* _CHALLENGE_
Exclude the pictures, then copy word for word the lines running from the beginning of the records through the line with "import React from".

* _MATERIAL SUPPLIED_

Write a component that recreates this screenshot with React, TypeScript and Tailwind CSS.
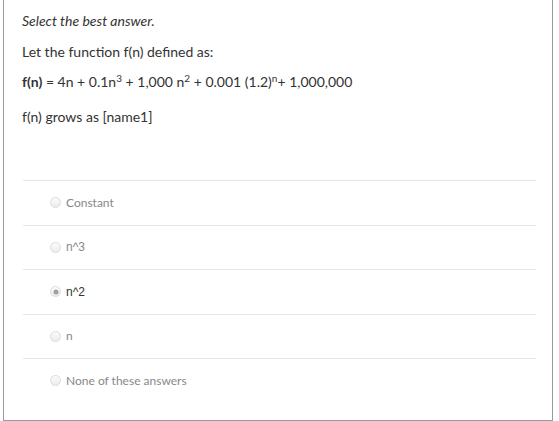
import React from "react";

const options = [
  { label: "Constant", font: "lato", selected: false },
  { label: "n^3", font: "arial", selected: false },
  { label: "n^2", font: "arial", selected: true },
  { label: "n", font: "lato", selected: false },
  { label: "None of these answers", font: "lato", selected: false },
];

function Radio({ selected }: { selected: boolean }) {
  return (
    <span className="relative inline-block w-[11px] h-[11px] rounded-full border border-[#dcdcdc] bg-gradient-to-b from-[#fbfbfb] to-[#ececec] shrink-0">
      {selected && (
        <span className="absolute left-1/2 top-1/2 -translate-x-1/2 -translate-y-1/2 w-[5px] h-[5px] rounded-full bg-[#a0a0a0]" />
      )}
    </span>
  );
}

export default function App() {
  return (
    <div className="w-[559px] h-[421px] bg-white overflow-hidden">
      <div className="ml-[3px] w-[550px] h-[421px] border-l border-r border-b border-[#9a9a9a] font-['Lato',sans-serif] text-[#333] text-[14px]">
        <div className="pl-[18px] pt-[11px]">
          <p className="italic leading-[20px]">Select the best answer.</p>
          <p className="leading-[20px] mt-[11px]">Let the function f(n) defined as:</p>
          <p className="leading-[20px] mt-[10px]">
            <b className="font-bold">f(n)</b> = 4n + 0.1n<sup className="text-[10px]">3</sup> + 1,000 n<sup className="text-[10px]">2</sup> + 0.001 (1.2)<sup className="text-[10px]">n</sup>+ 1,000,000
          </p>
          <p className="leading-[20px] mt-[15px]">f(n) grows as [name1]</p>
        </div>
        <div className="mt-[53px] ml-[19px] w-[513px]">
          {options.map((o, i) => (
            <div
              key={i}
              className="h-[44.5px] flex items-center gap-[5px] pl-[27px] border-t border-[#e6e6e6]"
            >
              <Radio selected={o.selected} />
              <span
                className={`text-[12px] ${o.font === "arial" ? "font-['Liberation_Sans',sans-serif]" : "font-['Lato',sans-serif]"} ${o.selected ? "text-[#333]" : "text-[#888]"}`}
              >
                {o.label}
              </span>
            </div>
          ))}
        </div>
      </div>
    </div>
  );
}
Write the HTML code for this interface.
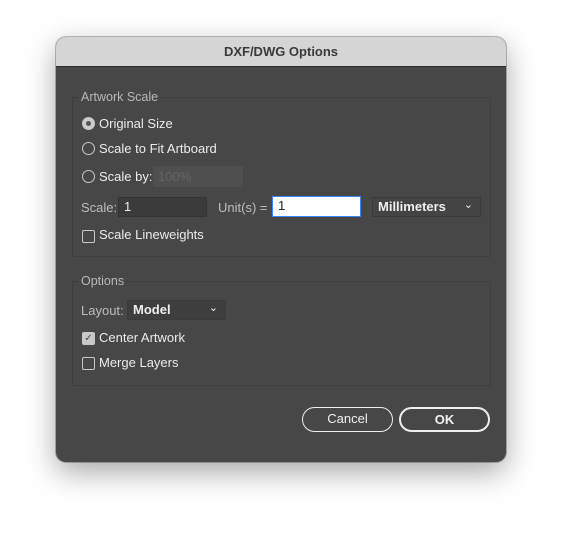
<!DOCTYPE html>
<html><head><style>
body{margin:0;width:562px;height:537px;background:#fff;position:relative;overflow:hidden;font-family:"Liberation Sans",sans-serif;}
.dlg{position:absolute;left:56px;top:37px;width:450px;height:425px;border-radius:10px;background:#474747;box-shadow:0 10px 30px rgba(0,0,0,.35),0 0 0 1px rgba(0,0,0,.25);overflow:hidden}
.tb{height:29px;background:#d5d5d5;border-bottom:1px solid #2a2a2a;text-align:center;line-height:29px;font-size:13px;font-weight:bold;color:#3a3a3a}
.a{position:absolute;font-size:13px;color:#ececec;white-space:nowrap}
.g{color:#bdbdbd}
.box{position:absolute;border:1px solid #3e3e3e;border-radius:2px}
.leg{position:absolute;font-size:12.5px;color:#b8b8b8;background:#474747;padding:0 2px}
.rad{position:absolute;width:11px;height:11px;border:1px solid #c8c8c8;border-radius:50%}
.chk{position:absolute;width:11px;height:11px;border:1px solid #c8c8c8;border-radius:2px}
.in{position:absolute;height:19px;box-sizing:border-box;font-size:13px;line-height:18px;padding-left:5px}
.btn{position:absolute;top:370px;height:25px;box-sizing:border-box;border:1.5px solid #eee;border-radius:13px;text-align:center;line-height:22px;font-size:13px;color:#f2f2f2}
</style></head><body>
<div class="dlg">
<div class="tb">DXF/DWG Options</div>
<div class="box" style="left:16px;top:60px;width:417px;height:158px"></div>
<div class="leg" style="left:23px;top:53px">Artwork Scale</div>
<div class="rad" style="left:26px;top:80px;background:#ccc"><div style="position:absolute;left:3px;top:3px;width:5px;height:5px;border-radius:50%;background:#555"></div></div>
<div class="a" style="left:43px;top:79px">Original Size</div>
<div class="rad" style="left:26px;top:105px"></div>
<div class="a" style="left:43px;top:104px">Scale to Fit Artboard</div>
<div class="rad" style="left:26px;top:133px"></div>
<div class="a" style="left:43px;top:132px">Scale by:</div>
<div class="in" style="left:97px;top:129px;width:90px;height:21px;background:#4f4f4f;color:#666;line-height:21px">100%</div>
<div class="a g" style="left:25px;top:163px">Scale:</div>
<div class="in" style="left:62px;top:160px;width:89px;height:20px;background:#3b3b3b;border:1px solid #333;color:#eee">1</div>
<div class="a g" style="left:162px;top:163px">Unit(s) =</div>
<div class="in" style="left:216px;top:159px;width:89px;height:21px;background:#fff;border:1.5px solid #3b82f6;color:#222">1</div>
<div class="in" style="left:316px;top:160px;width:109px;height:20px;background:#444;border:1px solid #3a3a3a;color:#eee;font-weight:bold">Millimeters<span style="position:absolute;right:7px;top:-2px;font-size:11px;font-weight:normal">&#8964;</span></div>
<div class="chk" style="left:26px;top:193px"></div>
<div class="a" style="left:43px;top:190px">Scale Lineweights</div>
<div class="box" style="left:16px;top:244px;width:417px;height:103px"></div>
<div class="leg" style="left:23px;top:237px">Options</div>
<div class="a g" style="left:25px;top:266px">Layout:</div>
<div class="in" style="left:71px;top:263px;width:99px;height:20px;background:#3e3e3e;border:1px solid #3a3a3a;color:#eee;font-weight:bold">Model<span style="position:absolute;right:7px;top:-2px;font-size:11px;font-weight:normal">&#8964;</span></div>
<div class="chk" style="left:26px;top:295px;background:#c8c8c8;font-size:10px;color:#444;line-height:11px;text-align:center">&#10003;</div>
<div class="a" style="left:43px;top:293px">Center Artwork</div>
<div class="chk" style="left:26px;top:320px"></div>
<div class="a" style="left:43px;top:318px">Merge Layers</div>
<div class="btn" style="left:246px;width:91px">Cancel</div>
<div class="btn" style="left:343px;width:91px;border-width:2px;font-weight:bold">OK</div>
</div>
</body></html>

* _SOLUTION TO THE EXERCISE_
Write a component that recreates this screenshot with React, TypeScript and Tailwind CSS.
import React from "react";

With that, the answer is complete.